---- Raw data
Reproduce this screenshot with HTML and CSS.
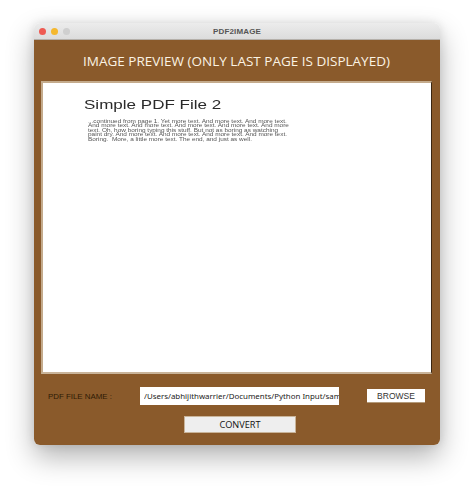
FILE: index.html
```html
<!DOCTYPE html>
<html lang="en">
<head>
<meta charset="utf-8">
<title>PDF2IMAGE</title>
<link rel="stylesheet" href="styles.css">
</head>
<body>
<div class="window">
  <header class="titlebar">
    <div class="lights">
      <span class="light red"></span>
      <span class="light yellow"></span>
      <span class="light grey"></span>
    </div>
    <div class="title">PDF2IMAGE</div>
  </header>
  <main class="content">
    <h1 class="heading">IMAGE PREVIEW (ONLY LAST PAGE IS DISPLAYED)</h1>
    <section class="preview">
      <div class="doc">
        <h2 class="doc-title">Simple PDF File 2</h2>
        <p class="doc-text">...continued from page 1. Yet more text. And more text. And more text.<br>And more text. And more text. And more text. And more text. And more<br>text. Oh, how boring typing this stuff. But not as boring as watching<br>paint dry. And more text. And more text. And more text. And more text.<br>Boring.  More, a little more text. The end, and just as well.</p>
      </div>
    </section>
    <div class="file-row">
      <span class="file-label">PDF FILE NAME :</span>
      <input class="file-input" type="text" readonly value="/Users/abhijithwarrier/Documents/Python Input/sample.pdf">
      <button class="browse">BROWSE</button>
    </div>
    <div class="convert-row">
      <button class="convert">CONVERT</button>
    </div>
  </main>
</div>
</body>
</html>
```
FILE: styles.css
```css
* { box-sizing: border-box; }
html, body { height: 100%; }
body {
  margin: 0;
  padding: 23px 34px 0;
  background: #fff;
  overflow: hidden;
  font-family: "Liberation Sans", Arial, sans-serif;
}
.window {
  width: 406px;
  height: 422px;
  border-radius: 6px;
  overflow: hidden;
  display: flex;
  flex-direction: column;
  box-shadow: 0 12px 28px rgba(0, 0, 0, 0.3), 0 0 10px rgba(0, 0, 0, 0.1);
}
.titlebar {
  height: 17px;
  flex: none;
  display: flex;
  align-items: center;
  position: relative;
  background: linear-gradient(#ececec, #dcdcdc);
  border-bottom: 1px solid #b5b0aa;
}
.lights {
  display: flex;
  gap: 5px;
  padding-left: 5px;
}
.light {
  width: 7px;
  height: 7px;
  border-radius: 50%;
}
.red { background: #ee5a52; }
.yellow { background: #f5b82e; }
.grey { background: #cfcfcf; }
.title {
  position: absolute;
  left: 0;
  right: 0;
  text-align: center;
  font-size: 8px;
  font-weight: 700;
  letter-spacing: 0.15px;
  color: #555;
}
.content {
  flex: 1;
  background: #8a5a2b;
  display: flex;
  flex-direction: column;
  padding: 0 8px 0 7px;
}
.heading {
  margin: 0;
  height: 41px;
  display: flex;
  align-items: center;
  justify-content: center;
  font-family: "Open Sans", sans-serif;
  font-size: 13.5px;
  font-weight: 500;
  color: #fbf3e4;
  white-space: nowrap;
}
.preview {
  height: 293px;
  background: #fff;
  border-style: solid;
  border-width: 2px 1px 2px 2px;
  border-color: #c4ab8c #3b2611 #c9b49a #c4ab8c;
}
.doc {
  padding: 14px 0 0 41px;
  filter: blur(0.3px);
}
.doc-title {
  margin: 0;
  font-size: 13px;
  font-weight: 400;
  line-height: 16px;
  color: #2a2a2a;
  transform: scaleX(1.31);
  transform-origin: left center;
}
.doc-text {
  margin: 7px 0 0 4px;
  font-size: 4.6px;
  line-height: 4.4px;
  white-space: pre;
  color: #555;
  transform: scaleX(1.4);
  transform-origin: left center;
}
.file-row {
  margin-top: 13px;
  display: flex;
  align-items: center;
  height: 18px;
}
.file-label {
  width: 92px;
  margin-left: 7px;
  font-size: 7.9px;
  color: #2e1a05;
}
.file-input {
  width: 199px;
  height: 18px;
  margin: 0;
  border: 0;
  outline: 0;
  background: #fff;
  color: #222;
  font-family: "Noto Sans", sans-serif;
  font-size: 7.9px;
  padding: 0 0 0 4px;
}
.browse {
  margin: 0 0 0 28px;
  width: 58px;
  height: 14px;
  padding: 0;
  border: 0;
  border-bottom: 1px solid #b49a7a;
  background: #fff;
  color: #333;
  font-family: "Liberation Sans", sans-serif;
  font-size: 8.5px;
}
.convert-row {
  margin-top: 11px;
  display: flex;
  padding-left: 143px;
}
.convert {
  width: 112px;
  height: 17px;
  padding: 0;
  background: #eeeeee;
  border: 1px solid #c9b49a;
  color: #111;
  font-family: "Open Sans", sans-serif;
  font-size: 9.2px;
  font-weight: 500;
}
```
--------
Take the listing above and restate it word for word, without its pictures.

Reproduce this screenshot with HTML and CSS.
FILE: index.html
```html
<!DOCTYPE html>
<html lang="en">
<head>
<meta charset="utf-8">
<title>PDF2IMAGE</title>
<link rel="stylesheet" href="styles.css">
</head>
<body>
<div class="window">
  <header class="titlebar">
    <div class="lights">
      <span class="light red"></span>
      <span class="light yellow"></span>
      <span class="light grey"></span>
    </div>
    <div class="title">PDF2IMAGE</div>
  </header>
  <main class="content">
    <h1 class="heading">IMAGE PREVIEW (ONLY LAST PAGE IS DISPLAYED)</h1>
    <section class="preview">
      <div class="doc">
        <h2 class="doc-title">Simple PDF File 2</h2>
        <p class="doc-text">...continued from page 1. Yet more text. And more text. And more text.<br>And more text. And more text. And more text. And more text. And more<br>text. Oh, how boring typing this stuff. But not as boring as watching<br>paint dry. And more text. And more text. And more text. And more text.<br>Boring.  More, a little more text. The end, and just as well.</p>
      </div>
    </section>
    <div class="file-row">
      <span class="file-label">PDF FILE NAME :</span>
      <input class="file-input" type="text" readonly value="/Users/abhijithwarrier/Documents/Python Input/sample.pdf">
      <button class="browse">BROWSE</button>
    </div>
    <div class="convert-row">
      <button class="convert">CONVERT</button>
    </div>
  </main>
</div>
</body>
</html>
```
FILE: styles.css
```css
* { box-sizing: border-box; }
html, body { height: 100%; }
body {
  margin: 0;
  padding: 23px 34px 0;
  background: #fff;
  overflow: hidden;
  font-family: "Liberation Sans", Arial, sans-serif;
}
.window {
  width: 406px;
  height: 422px;
  border-radius: 6px;
  overflow: hidden;
  display: flex;
  flex-direction: column;
  box-shadow: 0 12px 28px rgba(0, 0, 0, 0.3), 0 0 10px rgba(0, 0, 0, 0.1);
}
.titlebar {
  height: 17px;
  flex: none;
  display: flex;
  align-items: center;
  position: relative;
  background: linear-gradient(#ececec, #dcdcdc);
  border-bottom: 1px solid #b5b0aa;
}
.lights {
  display: flex;
  gap: 5px;
  padding-left: 5px;
}
.light {
  width: 7px;
  height: 7px;
  border-radius: 50%;
}
.red { background: #ee5a52; }
.yellow { background: #f5b82e; }
.grey { background: #cfcfcf; }
.title {
  position: absolute;
  left: 0;
  right: 0;
  text-align: center;
  font-size: 8px;
  font-weight: 700;
  letter-spacing: 0.15px;
  color: #555;
}
.content {
  flex: 1;
  background: #8a5a2b;
  display: flex;
  flex-direction: column;
  padding: 0 8px 0 7px;
}
.heading {
  margin: 0;
  height: 41px;
  display: flex;
  align-items: center;
  justify-content: center;
  font-family: "Open Sans", sans-serif;
  font-size: 13.5px;
  font-weight: 500;
  color: #fbf3e4;
  white-space: nowrap;
}
.preview {
  height: 293px;
  background: #fff;
  border-style: solid;
  border-width: 2px 1px 2px 2px;
  border-color: #c4ab8c #3b2611 #c9b49a #c4ab8c;
}
.doc {
  padding: 14px 0 0 41px;
  filter: blur(0.3px);
}
.doc-title {
  margin: 0;
  font-size: 13px;
  font-weight: 400;
  line-height: 16px;
  color: #2a2a2a;
  transform: scaleX(1.31);
  transform-origin: left center;
}
.doc-text {
  margin: 7px 0 0 4px;
  font-size: 4.6px;
  line-height: 4.4px;
  white-space: pre;
  color: #555;
  transform: scaleX(1.4);
  transform-origin: left center;
}
.file-row {
  margin-top: 13px;
  display: flex;
  align-items: center;
  height: 18px;
}
.file-label {
  width: 92px;
  margin-left: 7px;
  font-size: 7.9px;
  color: #2e1a05;
}
.file-input {
  width: 199px;
  height: 18px;
  margin: 0;
  border: 0;
  outline: 0;
  background: #fff;
  color: #222;
  font-family: "Noto Sans", sans-serif;
  font-size: 7.9px;
  padding: 0 0 0 4px;
}
.browse {
  margin: 0 0 0 28px;
  width: 58px;
  height: 14px;
  padding: 0;
  border: 0;
  border-bottom: 1px solid #b49a7a;
  background: #fff;
  color: #333;
  font-family: "Liberation Sans", sans-serif;
  font-size: 8.5px;
}
.convert-row {
  margin-top: 11px;
  display: flex;
  padding-left: 143px;
}
.convert {
  width: 112px;
  height: 17px;
  padding: 0;
  background: #eeeeee;
  border: 1px solid #c9b49a;
  color: #111;
  font-family: "Open Sans", sans-serif;
  font-size: 9.2px;
  font-weight: 500;
}
```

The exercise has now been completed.